Os animo a aprender a conocer el mundo al cual seréis enviados y a grabar en vosotros la acción de la salida de vosotros mismos, del encuentro con el otro. La preferencia por las personas que más se han alejado es una respuesta a la invitación del Resucitado que os precede y os espera en la Galilea de los gentiles. Yendo a las periferias, se llega también al centro.
La misión es inseparable de la oración porque la oración os abre al Espíritu y el Espíritu os guía en la misión. Y la misión, cuya alma es la caridad, consiste en llevar a quienes encontraréis a percibir la ternura con la cual el Señor los envuelve, a recibir el bautismo, a alabar a Dios, a vivir de la Eucaristía, para participar a su vez en la misión de la Iglesia.

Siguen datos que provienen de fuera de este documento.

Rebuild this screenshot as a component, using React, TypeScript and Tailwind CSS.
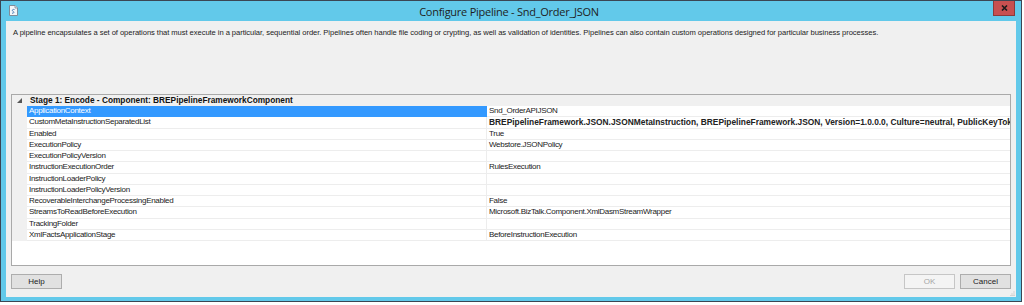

María acompañó a Jesús en su misión. Estaba presente en Pentecostés, cuando los discípulos recibieron el Espíritu Santo. Acompañó maternalmente los primeros pasos de la Iglesia. En estos días en Lourdes, encomendaos a ella, volved a poner vuestra llamada en sus manos, pedidle que haga de vosotros pastores según el corazón de Dios. Que ella os fortalezca en estos tres puntos esenciales de los que hablé: fraternidad, oración, misión.
Os imparto de todo corazón la bendición apostólica y os pido que recéis por mí. Gracias.